(Written request):
Return, unaltered, every line from the beginning of the material below up to and including the one with "const [on, setOn] = useState(false);".

(Information shown):
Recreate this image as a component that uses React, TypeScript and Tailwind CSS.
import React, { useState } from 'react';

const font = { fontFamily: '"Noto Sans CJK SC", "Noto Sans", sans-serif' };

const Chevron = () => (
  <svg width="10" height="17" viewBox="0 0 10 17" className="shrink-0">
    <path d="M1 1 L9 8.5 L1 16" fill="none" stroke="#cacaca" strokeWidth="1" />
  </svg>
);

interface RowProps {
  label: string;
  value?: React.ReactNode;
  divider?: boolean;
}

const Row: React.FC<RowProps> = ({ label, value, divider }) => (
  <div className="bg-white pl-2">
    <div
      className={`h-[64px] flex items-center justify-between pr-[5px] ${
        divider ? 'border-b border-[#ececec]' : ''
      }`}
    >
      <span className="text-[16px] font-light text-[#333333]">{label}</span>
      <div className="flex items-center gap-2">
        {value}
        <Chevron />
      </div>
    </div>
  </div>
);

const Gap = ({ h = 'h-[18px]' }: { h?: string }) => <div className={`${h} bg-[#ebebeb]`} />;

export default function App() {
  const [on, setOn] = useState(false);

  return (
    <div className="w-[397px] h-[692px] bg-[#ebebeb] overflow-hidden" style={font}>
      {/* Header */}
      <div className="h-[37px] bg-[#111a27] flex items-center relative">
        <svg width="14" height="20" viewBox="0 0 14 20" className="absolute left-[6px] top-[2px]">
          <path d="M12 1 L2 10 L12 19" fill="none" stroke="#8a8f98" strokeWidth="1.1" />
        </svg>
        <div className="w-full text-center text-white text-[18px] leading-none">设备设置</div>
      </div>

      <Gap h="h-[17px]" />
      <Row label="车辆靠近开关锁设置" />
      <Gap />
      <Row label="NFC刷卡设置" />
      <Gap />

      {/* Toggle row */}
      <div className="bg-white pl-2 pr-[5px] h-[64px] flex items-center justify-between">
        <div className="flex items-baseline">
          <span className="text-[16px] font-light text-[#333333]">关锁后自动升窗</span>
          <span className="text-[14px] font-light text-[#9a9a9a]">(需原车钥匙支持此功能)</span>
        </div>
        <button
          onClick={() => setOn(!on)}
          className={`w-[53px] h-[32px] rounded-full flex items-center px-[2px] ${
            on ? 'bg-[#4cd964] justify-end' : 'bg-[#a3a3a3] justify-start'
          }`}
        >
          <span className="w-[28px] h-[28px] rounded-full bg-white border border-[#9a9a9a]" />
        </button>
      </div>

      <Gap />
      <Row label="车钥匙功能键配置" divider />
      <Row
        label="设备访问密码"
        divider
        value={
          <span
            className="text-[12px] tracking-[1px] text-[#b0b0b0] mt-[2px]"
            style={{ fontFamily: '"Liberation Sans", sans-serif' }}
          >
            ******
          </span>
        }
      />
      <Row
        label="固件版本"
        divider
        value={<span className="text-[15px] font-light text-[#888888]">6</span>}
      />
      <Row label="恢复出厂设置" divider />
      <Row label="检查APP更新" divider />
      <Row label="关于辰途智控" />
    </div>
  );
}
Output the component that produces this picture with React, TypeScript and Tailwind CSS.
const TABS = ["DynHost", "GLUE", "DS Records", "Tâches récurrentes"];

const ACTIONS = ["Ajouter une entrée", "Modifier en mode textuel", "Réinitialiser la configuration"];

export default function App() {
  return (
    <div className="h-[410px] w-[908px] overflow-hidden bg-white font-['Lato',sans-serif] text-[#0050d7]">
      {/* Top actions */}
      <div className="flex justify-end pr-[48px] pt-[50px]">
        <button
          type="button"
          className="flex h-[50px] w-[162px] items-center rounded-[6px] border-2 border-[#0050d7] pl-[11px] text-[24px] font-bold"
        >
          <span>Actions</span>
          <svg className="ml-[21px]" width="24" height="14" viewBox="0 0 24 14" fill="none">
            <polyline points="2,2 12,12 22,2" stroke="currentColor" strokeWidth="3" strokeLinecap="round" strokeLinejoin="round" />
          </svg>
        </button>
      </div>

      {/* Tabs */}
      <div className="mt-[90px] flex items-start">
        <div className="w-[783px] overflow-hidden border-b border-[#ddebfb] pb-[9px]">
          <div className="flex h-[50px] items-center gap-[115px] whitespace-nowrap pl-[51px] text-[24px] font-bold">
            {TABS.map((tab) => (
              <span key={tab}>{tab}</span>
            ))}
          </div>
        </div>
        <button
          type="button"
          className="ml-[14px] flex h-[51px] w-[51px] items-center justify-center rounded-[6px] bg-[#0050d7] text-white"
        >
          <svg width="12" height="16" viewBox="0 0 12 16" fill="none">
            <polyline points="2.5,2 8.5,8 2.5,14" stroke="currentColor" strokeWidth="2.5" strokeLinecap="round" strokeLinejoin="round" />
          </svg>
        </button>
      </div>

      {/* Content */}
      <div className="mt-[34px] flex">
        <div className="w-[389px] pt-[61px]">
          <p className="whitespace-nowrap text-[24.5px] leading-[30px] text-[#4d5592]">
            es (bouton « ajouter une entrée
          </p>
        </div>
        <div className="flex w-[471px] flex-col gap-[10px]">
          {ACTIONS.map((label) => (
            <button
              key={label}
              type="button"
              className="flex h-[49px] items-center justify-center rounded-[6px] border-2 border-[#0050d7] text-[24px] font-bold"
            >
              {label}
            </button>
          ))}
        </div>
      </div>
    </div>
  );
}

(Complete answer):
Recreate this image as a component that uses React, TypeScript and Tailwind CSS.
import React, { useState } from 'react';

const font = { fontFamily: '"Noto Sans CJK SC", "Noto Sans", sans-serif' };

const Chevron = () => (
  <svg width="10" height="17" viewBox="0 0 10 17" className="shrink-0">
    <path d="M1 1 L9 8.5 L1 16" fill="none" stroke="#cacaca" strokeWidth="1" />
  </svg>
);

interface RowProps {
  label: string;
  value?: React.ReactNode;
  divider?: boolean;
}

const Row: React.FC<RowProps> = ({ label, value, divider }) => (
  <div className="bg-white pl-2">
    <div
      className={`h-[64px] flex items-center justify-between pr-[5px] ${
        divider ? 'border-b border-[#ececec]' : ''
      }`}
    >
      <span className="text-[16px] font-light text-[#333333]">{label}</span>
      <div className="flex items-center gap-2">
        {value}
        <Chevron />
      </div>
    </div>
  </div>
);

const Gap = ({ h = 'h-[18px]' }: { h?: string }) => <div className={`${h} bg-[#ebebeb]`} />;

export default function App() {
  const [on, setOn] = useState(false);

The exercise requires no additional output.